As the stakes of the choices we make for our protagonist go higher, the lines between his reality and the game’s multiple pathways begin to blur.
With Bandersnatch and its arguably gimmicky interactive format, creator Charlie Brooker has somehow made the most philosophically disturbing and possibly the most fun episode of his magnum opus Black Mirror.
Unlike previous offerings of the show, Bandersnatch doesn’t only explore how technology would affect its characters. Instead, the lines have literally blurred and its impact has extended across the ‘Black Mirror’ of our screens: to the viewers.
There are two ways to understand Bandersnatch: the protagonist’s perspective and the viewer/controller’s perspective. Various dilemmas intersect yet differ in each case as we control how Butler’s story progresses. In fact, the whole experience is a sort of synecdoche – the programmer represents every one of us in that he thinks he is a free man but instead, he has a controller. We are his gods.

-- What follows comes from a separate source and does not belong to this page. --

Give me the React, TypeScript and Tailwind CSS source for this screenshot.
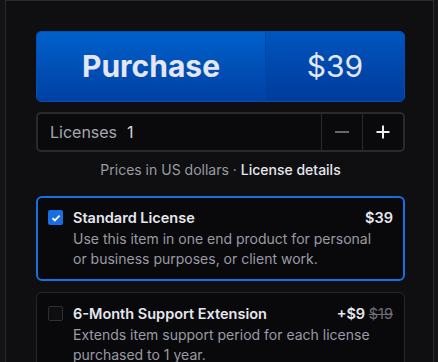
import React from 'react';

export default function App() {
  return (
    <div className="w-[438px] h-[362px] bg-[#141416] pl-[5px] pr-[4px] overflow-hidden" style={{ fontFamily: 'Inter, "Noto Sans", sans-serif' }}>
      <div className="h-full bg-[#0f0f12] border-l border-r border-t border-[#2a2a2e] pl-[30px] pt-[30px]">
        <div className="w-[369px] flex flex-col">
          <button className="h-[71px] flex rounded-[5px] overflow-hidden text-[#e4e6f2] border border-[#0050b8]">
            <span className="w-[228px] h-full flex items-center justify-center text-[30px] font-bold bg-gradient-to-b from-[#0061cb] to-[#003fa3]">
              Purchase
            </span>
            <span className="flex-1 h-full flex items-center justify-center text-[30px] border-l border-[#0046a8] bg-gradient-to-b from-[#0055bf] to-[#003b9b]">
              $39
            </span>
          </button>

          <div className="mt-[10px] h-[40px] flex rounded-[5px] border-2 border-[#2a2a2e] bg-[#0a0a0d]">
            <div className="flex-1 flex items-center pl-[12px] text-[16px]">
              <span className="text-[#a6a7b0]">Licenses</span>
              <span className="ml-[10px] text-[#d4d5dc]">1</span>
            </div>
            <div className="w-[41px] flex items-center justify-center border-l border-[#2a2a2e]">
              <span className="w-[14px] h-[2px] bg-[#66676e]" />
            </div>
            <div className="w-[41px] flex items-center justify-center border-l border-[#2a2a2e]">
              <svg width="16" height="16" viewBox="0 0 16 16">
                <path d="M8 1.5v13M1.5 8h13" stroke="#ecedf2" strokeWidth="2" />
              </svg>
            </div>
          </div>

          <p className="mt-[8px] text-center text-[14px] leading-[20px]">
            <span className="text-[#9a9ba4]">Prices in US dollars · </span>
            <span className="text-[#e6e7ee] font-medium">License details</span>
          </p>

          <div className="mt-[16px] h-[85px] rounded-[6px] border-2 border-[#1570e0] bg-[#09090c] flex pl-[10px] pr-[10px] pt-[10px]">
            <div className="w-[15px] h-[15px] mt-[2px] rounded-[2px] bg-[#1a6fe0] flex items-center justify-center">
              <svg width="10" height="10" viewBox="0 0 10 10">
                <path d="M1.5 5.2l2.3 2.3L8.6 2.6" stroke="#ffffff" strokeWidth="1.8" fill="none" />
              </svg>
            </div>
            <div className="flex-1 ml-[10px]">
              <div className="flex justify-between text-[14.5px] leading-[20px] font-semibold text-[#e6e7ee]">
                <span>Standard License</span>
                <span>$39</span>
              </div>
              <p className="text-[14px] leading-[20px] text-[#9a9ba4] pr-[20px] mt-[1px]">
                Use this item in one end product for personal or business purposes, or client work.
              </p>
            </div>
          </div>

          <div className="mt-[11px] h-[85px] rounded-[6px] border border-[#26262a] bg-[#09090c] flex pl-[11px] pr-[11px] pt-[11px]">
            <div className="w-[15px] h-[15px] mt-[2px] rounded-[2px] border border-[#2e2e33] bg-[#0e0e11]" />
            <div className="flex-1 ml-[10px]">
              <div className="flex justify-between text-[14.5px] leading-[20px] font-semibold text-[#e6e7ee]">
                <span>6-Month Support Extension</span>
                <span>
                  +$9 <span className="font-normal text-[#6e6f77] line-through">$19</span>
                </span>
              </div>
              <p className="text-[14px] leading-[20px] text-[#9a9ba4] pr-[20px] mt-[1px]">
                Extends item support period for each license purchased to 1 year.
              </p>
            </div>
          </div>
        </div>
      </div>
    </div>
  );
}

Employing the Simulation Hypothesis, which states that all of reality is in fact an artificial simulation created by a super-programmer, Bandersnatch hands us the controller to dictate Butler’s simulated reality. And in one of the multiple pathways the film offers, the moment Butler realises he is not in the driver’s seat of his life, is the moment we question the same.
The domino effect carries on in loops in all the pathways we explore, with each decision we make, each ending we come to, only raising more questions about our authority.
In French existentialist philosopher Jean-Paul Sartre’s 1938 novel Nausea, a dejected historian Antoine Roquentin realises that he is a free agent in a world devoid of meaning, leaving him struggling with his intellectual and spiritual freedom. Bandersnatch inverts the dilemma with Butler’s realisation of the lack of freewill.
Roquentin struggles with the dilemma of the newly-realised freedom in an absurd, random and meaningless existence and what to do with it. However, in Bandersnatch, here is a man who has been living his life assuming he is free and in control and finally realises he is being controlled by somebody: us.
The presentation in the form of a game isn’t particularly original. Black Mirror has explored the gaming idea in an earlier episode titled Playtest. In that, Bandersnatch is perhaps a more ‘meta’ extension. However, its multiple pathways and interactive nature takes us way beyond what Playtest could. It’s not as gimmicky as some would make you believe and serves to explore the already discussed philosophical issues.
The classic trolley problem thought experiment in ethics puts us in control of a lever which controls the tracks. A runaway trolley approaches and on one track, five people are tied and on the other, a single person lies. The experiment asks us to make an ethical decision: to do nothing and let the trolley run over five people or switch the track and kill one man.
I would like to believe Bandersnatch is also a modern, digitised, 21st century version of the trolley problem. The only difference is that Bandersnatch takes things far beyond “who to kill” and makes us reflect on the “how” and “why” of every decision we make. Here, our ability to choose, think, and act voluntarily suppresses that of Butler, our protagonist.
To sum it up, Bandersnatch doesn’t only pay homage to the actual 1984 homonymous game but spins it around to give you an experience full of existential dread.
Each ending somehow falls in a different genre, much like the parallel universes whereas Roquentin exclaims, “anything can occur, anything can happen.”
While the world has been distracted by the Bird Box Challenge (thanks to Sandra Bullock-starring Netflix film Bird Box), Bandersnatch is quietly leading the way towards the future of storytelling: a more engaging, interactive experience where you choose your own adventure.